(WHAT YOU SHOULD DO): Reproduce the listing below in full and without alteration, apart from its pictures.

• • • •

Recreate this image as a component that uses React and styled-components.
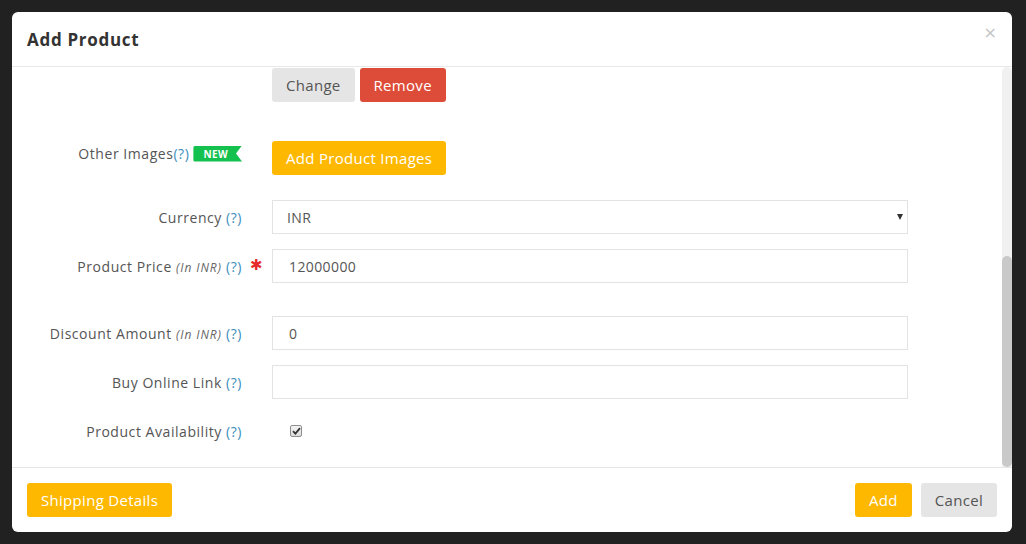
import styled, { createGlobalStyle } from "styled-components";

const GlobalStyle = createGlobalStyle`
  html, body {
    margin: 0;
    padding: 0;
    background: #212121;
    font-family: "Open Sans", "Noto Sans", sans-serif;
  }
  * {
    box-sizing: border-box;
  }
`;

const Backdrop = styled.div`
  width: 1026px;
  height: 544px;
  background: #212121;
  padding: 12px;
`;

const Modal = styled.div`
  width: 1000px;
  height: 520px;
  background: #fff;
  border-radius: 6px;
  display: flex;
  flex-direction: column;
  overflow: hidden;
`;

const Header = styled.div`
  height: 55px;
  padding: 0 15px;
  border-bottom: 1px solid #e8e8e8;
  display: flex;
  align-items: center;
  justify-content: space-between;
  flex-shrink: 0;
`;

const Title = styled.h4`
  margin: 0;
  font-size: 17px;
  font-weight: 700;
  color: #333;
  letter-spacing: 0.7px;
`;

const Close = styled.button`
  border: none;
  background: none;
  padding: 0;
  margin-right: 0;
  margin-top: -12px;
  font-size: 16px;
  line-height: 1;
  color: #c4c4c4;
  cursor: pointer;
  font-family: "DejaVu Sans", sans-serif;
`;

const Body = styled.div`
  height: 400px;
  flex-shrink: 0;
  display: flex;
`;

const Content = styled.div`
  flex: 1;
  padding: 1px 0 19px 15px;
`;

const ScrollTrack = styled.div`
  width: 10px;
  background: #f1f1f1;
  border-radius: 5px 5px 0 0;
  display: flex;
  flex-direction: column;
  justify-content: flex-end;
`;

const ScrollThumb = styled.div`
  height: 211px;
  background: #c9c9c9;
  border-radius: 5px;
`;

const Row = styled.div`
  display: flex;
  align-items: center;
  min-height: 34px;
  margin-bottom: ${(p) => p.$mb ?? 15}px;
  &:last-child {
    margin-bottom: 0;
  }
`;

const Label = styled.label`
  position: relative;
  width: 215px;
  flex-shrink: 0;
  align-self: ${(p) => (p.$top ? "flex-start" : "auto")};
  margin-top: ${(p) => (p.$top ? 3 : 0)}px;
  text-align: right;
  font-size: 14px;
  letter-spacing: 0.55px;
  color: #555;
  display: flex;
  justify-content: flex-end;
  align-items: center;
  gap: 4px;
  white-space: nowrap;
`;

const Help = styled.span`
  color: #3c8dbc;
`;

const Small = styled.i`
  font-size: 12px;
  letter-spacing: 0.9px;
  color: #666;
`;

const Required = styled.span`
  position: absolute;
  right: -21px;
  top: -1px;
  color: #e52b2b;
  font-size: 15px;
  font-family: "DejaVu Sans", sans-serif;
`;

const NewBadge = styled.span`
  display: inline-block;
  background: #14c14e;
  color: #fff;
  font-size: 10px;
  font-weight: 700;
  line-height: 16px;
  height: 16px;
  padding: 0 14px 0 10px;
  border-radius: 2px 0 0 2px;
  clip-path: polygon(0 0, 100% 0, calc(100% - 6px) 50%, 100% 100%, 0 100%);
  letter-spacing: 0.4px;
`;

const Control = styled.div`
  margin-left: 30px;
  width: 636px;
  display: flex;
  gap: 5px;
  position: relative;
`;

const Input = styled.input`
  width: 100%;
  height: 34px;
  border: 1px solid #e3e3e3;
  padding: 0 16px;
  font-size: 14px;
  letter-spacing: 0.4px;
  color: #555;
  font-family: inherit;
  outline: none;
`;

const Select = styled.select`
  width: 100%;
  height: 34px;
  border: 1px solid #e3e3e3;
  padding: 0 14px;
  font-size: 14px;
  letter-spacing: 0.4px;
  color: #555;
  font-family: inherit;
  background: #fff;
  appearance: none;
  outline: none;
`;

const Caret = styled.span`
  position: absolute;
  right: 5px;
  top: 14px;
  width: 0;
  height: 0;
  border-left: 3.5px solid transparent;
  border-right: 3.5px solid transparent;
  border-top: 6px solid #333;
  pointer-events: none;
`;

const Button = styled.button`
  height: 34px;
  padding: 0 14px;
  border: none;
  border-radius: 3px;
  font-size: 15px;
  letter-spacing: 0.3px;
  font-family: inherit;
  cursor: pointer;
  background: ${(p) =>
    p.$variant === "danger"
      ? "#dd4b39"
      : p.$variant === "primary"
      ? "#ffb800"
      : "#e5e5e5"};
  color: ${(p) => (p.$variant === "default" ? "#555" : "#fff")};
`;

const Check = styled.span`
  display: inline-flex;
  align-items: center;
  justify-content: center;
  width: 12px;
  height: 12px;
  margin-left: 18px;
  border: 1px solid #8f8f8f;
  border-radius: 2px;
  background: linear-gradient(#f4f4f4, #dcdcdc);
`;

const Footer = styled.div`
  flex: 1;
  border-top: 1px solid #e6e6e6;
  padding: 15px;
  display: flex;
  align-items: flex-start;
  justify-content: space-between;
`;

const Actions = styled.div`
  display: flex;
  gap: 9px;
`;

function Field({ label, italic, mb, required, children }) {
  return (
    <Row $mb={mb}>
      <Label>
        <span>
          {label} {italic && <Small>(In INR)</Small>} <Help>(?)</Help>
        </span>
        {required && <Required>✱</Required>}
      </Label>
      <Control>{children}</Control>
    </Row>
  );
}

export default function App() {
  return (
    <Backdrop>
      <GlobalStyle />
      <Modal>
        <Header>
          <Title>Add Product</Title>
          <Close>×</Close>
        </Header>
        <Body>
          <Content>
            <Row $mb={39}>
              <Label />
              <Control>
                <Button $variant="default">Change</Button>
                <Button $variant="danger">Remove</Button>
              </Control>
            </Row>
            <Row $mb={25}>
              <Label $top>
                <span>
                  Other Images<Help>(?)</Help>
                </span>
                <NewBadge>NEW</NewBadge>
              </Label>
              <Control>
                <Button $variant="primary">Add Product Images</Button>
              </Control>
            </Row>
            <Field label="Currency">
              <Select defaultValue="INR">
                <option value="INR">INR</option>
              </Select>
              <Caret />
            </Field>
            <Field label="Product Price" italic required mb={33}>
              <Input defaultValue="12000000" />
            </Field>
            <Field label="Discount Amount" italic>
              <Input defaultValue="0" />
            </Field>
            <Field label="Buy Online Link">
              <Input defaultValue="" />
            </Field>
            <Field label="Product Availability">
              <Check>
                <svg width="9" height="8" viewBox="0 0 9 8">
                  <path
                    d="M1 4.2 L3.4 6.6 L8 1.2"
                    fill="none"
                    stroke="#333"
                    strokeWidth="1.8"
                  />
                </svg>
              </Check>
            </Field>
          </Content>
          <ScrollTrack>
            <ScrollThumb />
          </ScrollTrack>
        </Body>
        <Footer>
          <Button $variant="primary">Shipping Details</Button>
          <Actions>
            <Button $variant="primary">Add</Button>
            <Button $variant="default">Cancel</Button>
          </Actions>
        </Footer>
      </Modal>
    </Backdrop>
  );
}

• • • •

(TASK OUTPUT):
Recreate this image as a component that uses React and styled-components.
import styled, { createGlobalStyle } from "styled-components";

const GlobalStyle = createGlobalStyle`
  html, body {
    margin: 0;
    padding: 0;
    background: #212121;
    font-family: "Open Sans", "Noto Sans", sans-serif;
  }
  * {
    box-sizing: border-box;
  }
`;

const Backdrop = styled.div`
  width: 1026px;
  height: 544px;
  background: #212121;
  padding: 12px;
`;

const Modal = styled.div`
  width: 1000px;
  height: 520px;
  background: #fff;
  border-radius: 6px;
  display: flex;
  flex-direction: column;
  overflow: hidden;
`;

const Header = styled.div`
  height: 55px;
  padding: 0 15px;
  border-bottom: 1px solid #e8e8e8;
  display: flex;
  align-items: center;
  justify-content: space-between;
  flex-shrink: 0;
`;

const Title = styled.h4`
  margin: 0;
  font-size: 17px;
  font-weight: 700;
  color: #333;
  letter-spacing: 0.7px;
`;

const Close = styled.button`
  border: none;
  background: none;
  padding: 0;
  margin-right: 0;
  margin-top: -12px;
  font-size: 16px;
  line-height: 1;
  color: #c4c4c4;
  cursor: pointer;
  font-family: "DejaVu Sans", sans-serif;
`;

const Body = styled.div`
  height: 400px;
  flex-shrink: 0;
  display: flex;
`;

const Content = styled.div`
  flex: 1;
  padding: 1px 0 19px 15px;
`;

const ScrollTrack = styled.div`
  width: 10px;
  background: #f1f1f1;
  border-radius: 5px 5px 0 0;
  display: flex;
  flex-direction: column;
  justify-content: flex-end;
`;

const ScrollThumb = styled.div`
  height: 211px;
  background: #c9c9c9;
  border-radius: 5px;
`;

const Row = styled.div`
  display: flex;
  align-items: center;
  min-height: 34px;
  margin-bottom: ${(p) => p.$mb ?? 15}px;
  &:last-child {
    margin-bottom: 0;
  }
`;

const Label = styled.label`
  position: relative;
  width: 215px;
  flex-shrink: 0;
  align-self: ${(p) => (p.$top ? "flex-start" : "auto")};
  margin-top: ${(p) => (p.$top ? 3 : 0)}px;
  text-align: right;
  font-size: 14px;
  letter-spacing: 0.55px;
  color: #555;
  display: flex;
  justify-content: flex-end;
  align-items: center;
  gap: 4px;
  white-space: nowrap;
`;

const Help = styled.span`
  color: #3c8dbc;
`;

const Small = styled.i`
  font-size: 12px;
  letter-spacing: 0.9px;
  color: #666;
`;

const Required = styled.span`
  position: absolute;
  right: -21px;
  top: -1px;
  color: #e52b2b;
  font-size: 15px;
  font-family: "DejaVu Sans", sans-serif;
`;

const NewBadge = styled.span`
  display: inline-block;
  background: #14c14e;
  color: #fff;
  font-size: 10px;
  font-weight: 700;
  line-height: 16px;
  height: 16px;
  padding: 0 14px 0 10px;
  border-radius: 2px 0 0 2px;
  clip-path: polygon(0 0, 100% 0, calc(100% - 6px) 50%, 100% 100%, 0 100%);
  letter-spacing: 0.4px;
`;

const Control = styled.div`
  margin-left: 30px;
  width: 636px;
  display: flex;
  gap: 5px;
  position: relative;
`;

const Input = styled.input`
  width: 100%;
  height: 34px;
  border: 1px solid #e3e3e3;
  padding: 0 16px;
  font-size: 14px;
  letter-spacing: 0.4px;
  color: #555;
  font-family: inherit;
  outline: none;
`;

const Select = styled.select`
  width: 100%;
  height: 34px;
  border: 1px solid #e3e3e3;
  padding: 0 14px;
  font-size: 14px;
  letter-spacing: 0.4px;
  color: #555;
  font-family: inherit;
  background: #fff;
  appearance: none;
  outline: none;
`;

const Caret = styled.span`
  position: absolute;
  right: 5px;
  top: 14px;
  width: 0;
  height: 0;
  border-left: 3.5px solid transparent;
  border-right: 3.5px solid transparent;
  border-top: 6px solid #333;
  pointer-events: none;
`;

const Button = styled.button`
  height: 34px;
  padding: 0 14px;
  border: none;
  border-radius: 3px;
  font-size: 15px;
  letter-spacing: 0.3px;
  font-family: inherit;
  cursor: pointer;
  background: ${(p) =>
    p.$variant === "danger"
      ? "#dd4b39"
      : p.$variant === "primary"
      ? "#ffb800"
      : "#e5e5e5"};
  color: ${(p) => (p.$variant === "default" ? "#555" : "#fff")};
`;

const Check = styled.span`
  display: inline-flex;
  align-items: center;
  justify-content: center;
  width: 12px;
  height: 12px;
  margin-left: 18px;
  border: 1px solid #8f8f8f;
  border-radius: 2px;
  background: linear-gradient(#f4f4f4, #dcdcdc);
`;

const Footer = styled.div`
  flex: 1;
  border-top: 1px solid #e6e6e6;
  padding: 15px;
  display: flex;
  align-items: flex-start;
  justify-content: space-between;
`;

const Actions = styled.div`
  display: flex;
  gap: 9px;
`;

function Field({ label, italic, mb, required, children }) {
  return (
    <Row $mb={mb}>
      <Label>
        <span>
          {label} {italic && <Small>(In INR)</Small>} <Help>(?)</Help>
        </span>
        {required && <Required>✱</Required>}
      </Label>
      <Control>{children}</Control>
    </Row>
  );
}

export default function App() {
  return (
    <Backdrop>
      <GlobalStyle />
      <Modal>
        <Header>
          <Title>Add Product</Title>
          <Close>×</Close>
        </Header>
        <Body>
          <Content>
            <Row $mb={39}>
              <Label />
              <Control>
                <Button $variant="default">Change</Button>
                <Button $variant="danger">Remove</Button>
              </Control>
            </Row>
            <Row $mb={25}>
              <Label $top>
                <span>
                  Other Images<Help>(?)</Help>
                </span>
                <NewBadge>NEW</NewBadge>
              </Label>
              <Control>
                <Button $variant="primary">Add Product Images</Button>
              </Control>
            </Row>
            <Field label="Currency">
              <Select defaultValue="INR">
                <option value="INR">INR</option>
              </Select>
              <Caret />
            </Field>
            <Field label="Product Price" italic required mb={33}>
              <Input defaultValue="12000000" />
            </Field>
            <Field label="Discount Amount" italic>
              <Input defaultValue="0" />
            </Field>
            <Field label="Buy Online Link">
              <Input defaultValue="" />
            </Field>
            <Field label="Product Availability">
              <Check>
                <svg width="9" height="8" viewBox="0 0 9 8">
                  <path
                    d="M1 4.2 L3.4 6.6 L8 1.2"
                    fill="none"
                    stroke="#333"
                    strokeWidth="1.8"
                  />
                </svg>
              </Check>
            </Field>
          </Content>
          <ScrollTrack>
            <ScrollThumb />
          </ScrollTrack>
        </Body>
        <Footer>
          <Button $variant="primary">Shipping Details</Button>
          <Actions>
            <Button $variant="primary">Add</Button>
            <Button $variant="default">Cancel</Button>
          </Actions>
        </Footer>
      </Modal>
    </Backdrop>
  );
}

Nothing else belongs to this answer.